The ego is practical, rational component of personality.

• The ego begins to emerge during the first year of life,

o in response to the fact that the infant cannot always have what it wants.


• An example of the emerging ego
o is the child’s learning other strategies for coaxing adults into action
o when crying does not produce immediate results.

• Between the third and fourth years of life
o the superego or “moral agent” of personality develops
o as the child identifies with its same-sexed parent
o and begins to incorporate adult standards of right and wrong.


• Freud also proposed
o that development occurs in universal stages (oral, anal, phallic, latency and genital) that do not vary in sequence.
o These stages are largely determined by innate tendency
o to reduce tension and achieve a pleasurable experience.

• These are known as “psycho-sexual.”


• Each stage is associated with a particular conflict
o that must be resolved before the child can move psychologically to next stage.

ii. Erikson
• Erik Eriksson revised the psychoanalytical theory and stated that
o we can view the psychological characteristics of adolescence, middle age and old age in social terms.
• According to Erikson,
o there are eight stages of psychosocial development
o which encompasses people’s changing interactions
o and understanding of themselves and others.
o During childhood there are four stages.

Social Development:

i. Attachment:
• The positive emotional bond
o that develops between a child and a particular individual
o is one of the most important forms of social development
o that occurs during infancy.

• Attachment develops by the time the child is six to eight months of age,
o in a series of social-emotional accomplishments.


• At the same time,
o infants often show discomfort or fear of strangers.

ii. Parental Interaction:
• This is partly determined by sex:
o Fathers are playful,
o whereas mothers are more concerned with childcare.

• There is also some evidence
o that parents prefer to interact with their same sex children.

iii. Social Relationship With Peers:
• Pre-schoolers derive enjoyment from their peers,
o rush to school with them,
o and spend much time playing with them.

• In fact, such friendship is crucial to a child’s social development.

iv. Early Experience:
• Infants,
o who experience lack of stimulation, poor mothering and abusive mothering,
o put the child at adverse developmental risk.

Mental Growth:

i. Linguistic Growth:
• In one sense,
o language begins with the birth cry of the newborn
o and continues to develop with such sounds as “ma-ma” and “dada”
o which are sometimes proudly interpreted to mean “mama” and “daddy”.

• In the stricter sense,
o language begins when meaning becomes attached to words.


• In this sense the baby really doesn’t speak his first word
o until he is about a year of age, often older.

• At first a single word may carry a number of meanings.


• For example, “milk”, given with varying inflections and gestures, may mean, “I want milk”, “there is milk”, “I spilled my milk”, or “I want more milk”.

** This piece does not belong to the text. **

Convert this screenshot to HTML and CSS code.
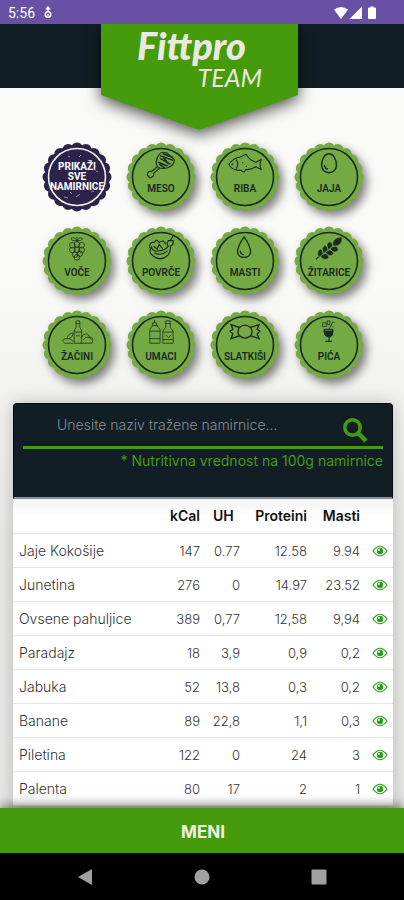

• After a time the baby passes from the single word to phrases, such as “All gone”.


• Finally language develops to the age at which idea are conveyed by the whole sentence.

a) Learning To Talk:
• Children learn language largely through imitation.

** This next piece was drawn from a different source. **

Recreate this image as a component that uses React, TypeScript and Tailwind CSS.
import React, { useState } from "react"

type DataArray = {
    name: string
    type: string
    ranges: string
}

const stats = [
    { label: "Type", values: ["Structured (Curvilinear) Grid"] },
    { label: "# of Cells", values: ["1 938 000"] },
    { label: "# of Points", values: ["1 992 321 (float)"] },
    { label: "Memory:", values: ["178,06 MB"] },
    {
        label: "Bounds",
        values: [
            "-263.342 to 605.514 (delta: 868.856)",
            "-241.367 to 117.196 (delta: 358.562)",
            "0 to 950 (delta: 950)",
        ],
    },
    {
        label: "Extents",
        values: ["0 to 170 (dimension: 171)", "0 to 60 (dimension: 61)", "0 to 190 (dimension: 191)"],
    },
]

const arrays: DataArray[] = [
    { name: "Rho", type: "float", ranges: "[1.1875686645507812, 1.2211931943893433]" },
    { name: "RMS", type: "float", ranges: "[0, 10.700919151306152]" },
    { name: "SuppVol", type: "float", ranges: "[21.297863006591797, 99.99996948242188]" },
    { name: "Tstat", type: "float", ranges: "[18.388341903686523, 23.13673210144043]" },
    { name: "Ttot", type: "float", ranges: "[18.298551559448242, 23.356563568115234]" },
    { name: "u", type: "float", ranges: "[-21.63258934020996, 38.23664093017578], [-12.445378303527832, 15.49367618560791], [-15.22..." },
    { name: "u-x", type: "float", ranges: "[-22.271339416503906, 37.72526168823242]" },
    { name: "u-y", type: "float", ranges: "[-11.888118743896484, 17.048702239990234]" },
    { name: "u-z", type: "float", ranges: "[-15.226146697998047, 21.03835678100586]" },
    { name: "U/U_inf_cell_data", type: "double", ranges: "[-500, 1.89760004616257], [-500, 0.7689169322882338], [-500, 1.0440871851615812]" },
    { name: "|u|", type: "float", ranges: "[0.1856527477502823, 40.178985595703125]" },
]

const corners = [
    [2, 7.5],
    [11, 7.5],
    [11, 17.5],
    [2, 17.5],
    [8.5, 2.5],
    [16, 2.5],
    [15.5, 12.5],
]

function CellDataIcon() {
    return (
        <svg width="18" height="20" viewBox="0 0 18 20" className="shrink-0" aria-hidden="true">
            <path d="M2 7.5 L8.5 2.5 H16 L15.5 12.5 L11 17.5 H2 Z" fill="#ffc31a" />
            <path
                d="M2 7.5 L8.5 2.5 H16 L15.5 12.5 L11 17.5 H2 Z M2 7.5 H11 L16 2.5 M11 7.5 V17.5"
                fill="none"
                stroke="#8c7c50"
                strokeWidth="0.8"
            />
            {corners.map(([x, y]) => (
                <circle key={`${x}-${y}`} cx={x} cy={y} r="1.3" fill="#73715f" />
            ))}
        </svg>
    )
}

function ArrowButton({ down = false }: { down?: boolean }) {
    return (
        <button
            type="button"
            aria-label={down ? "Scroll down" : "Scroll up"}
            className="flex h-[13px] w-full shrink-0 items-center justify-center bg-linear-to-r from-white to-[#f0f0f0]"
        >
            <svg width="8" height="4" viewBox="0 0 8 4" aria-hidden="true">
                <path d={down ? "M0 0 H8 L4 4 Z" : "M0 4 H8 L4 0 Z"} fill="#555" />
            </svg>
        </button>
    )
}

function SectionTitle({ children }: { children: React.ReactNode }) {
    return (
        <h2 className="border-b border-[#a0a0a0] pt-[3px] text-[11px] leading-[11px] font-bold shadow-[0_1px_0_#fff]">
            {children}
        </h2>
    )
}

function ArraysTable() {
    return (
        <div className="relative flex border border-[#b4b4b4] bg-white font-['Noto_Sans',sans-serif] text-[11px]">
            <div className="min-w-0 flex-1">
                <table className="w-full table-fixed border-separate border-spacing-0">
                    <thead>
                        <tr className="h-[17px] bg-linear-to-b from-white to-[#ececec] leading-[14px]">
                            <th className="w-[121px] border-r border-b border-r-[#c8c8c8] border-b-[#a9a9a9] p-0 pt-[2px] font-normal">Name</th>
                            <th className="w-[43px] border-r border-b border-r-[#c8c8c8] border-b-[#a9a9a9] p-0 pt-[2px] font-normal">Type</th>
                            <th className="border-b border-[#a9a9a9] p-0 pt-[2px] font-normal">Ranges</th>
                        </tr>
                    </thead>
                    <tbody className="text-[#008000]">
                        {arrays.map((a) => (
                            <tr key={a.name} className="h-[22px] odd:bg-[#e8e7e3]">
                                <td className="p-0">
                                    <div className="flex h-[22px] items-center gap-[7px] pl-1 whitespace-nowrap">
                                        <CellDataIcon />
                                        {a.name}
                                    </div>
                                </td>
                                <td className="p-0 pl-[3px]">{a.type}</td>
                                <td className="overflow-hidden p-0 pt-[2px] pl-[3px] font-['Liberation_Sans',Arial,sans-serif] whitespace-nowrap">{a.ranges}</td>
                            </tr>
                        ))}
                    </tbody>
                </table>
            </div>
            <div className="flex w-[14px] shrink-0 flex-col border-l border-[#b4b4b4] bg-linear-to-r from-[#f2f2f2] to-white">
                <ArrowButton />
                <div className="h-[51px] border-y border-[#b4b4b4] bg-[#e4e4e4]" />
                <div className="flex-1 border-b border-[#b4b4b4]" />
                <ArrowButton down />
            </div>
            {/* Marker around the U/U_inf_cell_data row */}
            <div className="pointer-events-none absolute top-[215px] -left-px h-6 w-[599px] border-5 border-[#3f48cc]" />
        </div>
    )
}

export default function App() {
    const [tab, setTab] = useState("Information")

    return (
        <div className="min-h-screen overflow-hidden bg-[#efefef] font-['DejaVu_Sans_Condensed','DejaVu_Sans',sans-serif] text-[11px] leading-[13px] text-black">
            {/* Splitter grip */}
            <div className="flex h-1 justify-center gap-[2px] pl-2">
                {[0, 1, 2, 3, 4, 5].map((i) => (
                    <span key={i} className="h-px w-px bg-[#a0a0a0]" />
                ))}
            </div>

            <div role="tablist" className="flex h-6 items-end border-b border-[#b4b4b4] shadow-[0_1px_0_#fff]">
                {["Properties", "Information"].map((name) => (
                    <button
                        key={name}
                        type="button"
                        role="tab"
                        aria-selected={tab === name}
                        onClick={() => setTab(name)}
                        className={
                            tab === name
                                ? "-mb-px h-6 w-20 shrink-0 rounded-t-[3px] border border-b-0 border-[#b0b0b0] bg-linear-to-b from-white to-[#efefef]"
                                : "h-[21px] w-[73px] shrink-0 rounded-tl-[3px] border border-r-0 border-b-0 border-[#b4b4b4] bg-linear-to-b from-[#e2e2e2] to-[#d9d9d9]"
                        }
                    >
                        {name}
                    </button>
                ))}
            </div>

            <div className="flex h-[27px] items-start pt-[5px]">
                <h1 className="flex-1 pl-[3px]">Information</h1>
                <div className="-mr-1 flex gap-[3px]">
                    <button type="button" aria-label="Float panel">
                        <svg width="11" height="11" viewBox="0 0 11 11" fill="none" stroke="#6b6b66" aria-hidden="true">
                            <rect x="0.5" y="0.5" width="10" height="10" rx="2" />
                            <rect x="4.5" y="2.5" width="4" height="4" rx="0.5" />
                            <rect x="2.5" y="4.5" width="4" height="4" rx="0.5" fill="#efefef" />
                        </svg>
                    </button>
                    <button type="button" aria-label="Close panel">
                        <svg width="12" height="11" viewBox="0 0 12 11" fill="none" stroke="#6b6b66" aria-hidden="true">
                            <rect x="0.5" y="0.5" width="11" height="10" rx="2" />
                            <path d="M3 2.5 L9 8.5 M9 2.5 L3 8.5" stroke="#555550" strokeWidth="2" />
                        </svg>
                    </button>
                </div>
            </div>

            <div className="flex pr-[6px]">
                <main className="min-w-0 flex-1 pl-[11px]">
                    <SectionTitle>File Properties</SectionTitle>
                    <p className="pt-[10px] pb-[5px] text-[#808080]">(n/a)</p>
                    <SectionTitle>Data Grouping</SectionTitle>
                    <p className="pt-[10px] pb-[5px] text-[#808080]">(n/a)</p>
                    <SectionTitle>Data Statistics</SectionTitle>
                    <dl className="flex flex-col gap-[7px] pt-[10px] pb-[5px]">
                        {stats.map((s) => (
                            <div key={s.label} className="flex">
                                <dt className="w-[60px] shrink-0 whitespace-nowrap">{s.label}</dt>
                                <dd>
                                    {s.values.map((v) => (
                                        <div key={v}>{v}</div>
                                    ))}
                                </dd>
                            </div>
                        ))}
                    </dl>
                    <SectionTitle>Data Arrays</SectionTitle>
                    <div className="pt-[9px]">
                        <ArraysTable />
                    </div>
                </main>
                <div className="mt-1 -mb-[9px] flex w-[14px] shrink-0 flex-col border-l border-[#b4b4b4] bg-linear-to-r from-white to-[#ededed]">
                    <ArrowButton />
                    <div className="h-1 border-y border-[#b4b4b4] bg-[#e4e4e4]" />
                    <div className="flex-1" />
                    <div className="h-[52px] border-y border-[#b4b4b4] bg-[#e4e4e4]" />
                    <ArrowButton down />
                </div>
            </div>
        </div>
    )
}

• Speaking clearly and correctly to the child aids in learning good speech.

b) Understanding:
• By the time a child is three years old;
o his sensory perceptions are well organized.

• Some children can give good descriptions of what they perceive feel and understand.

c) Thinking:
• The thinking of children is not unlike the problem-solving process of the adult.
• It is natural that
o children should confuse the real with the imaginative
o and should fail to see certain cause-and-effect relationship in the manner of the adult.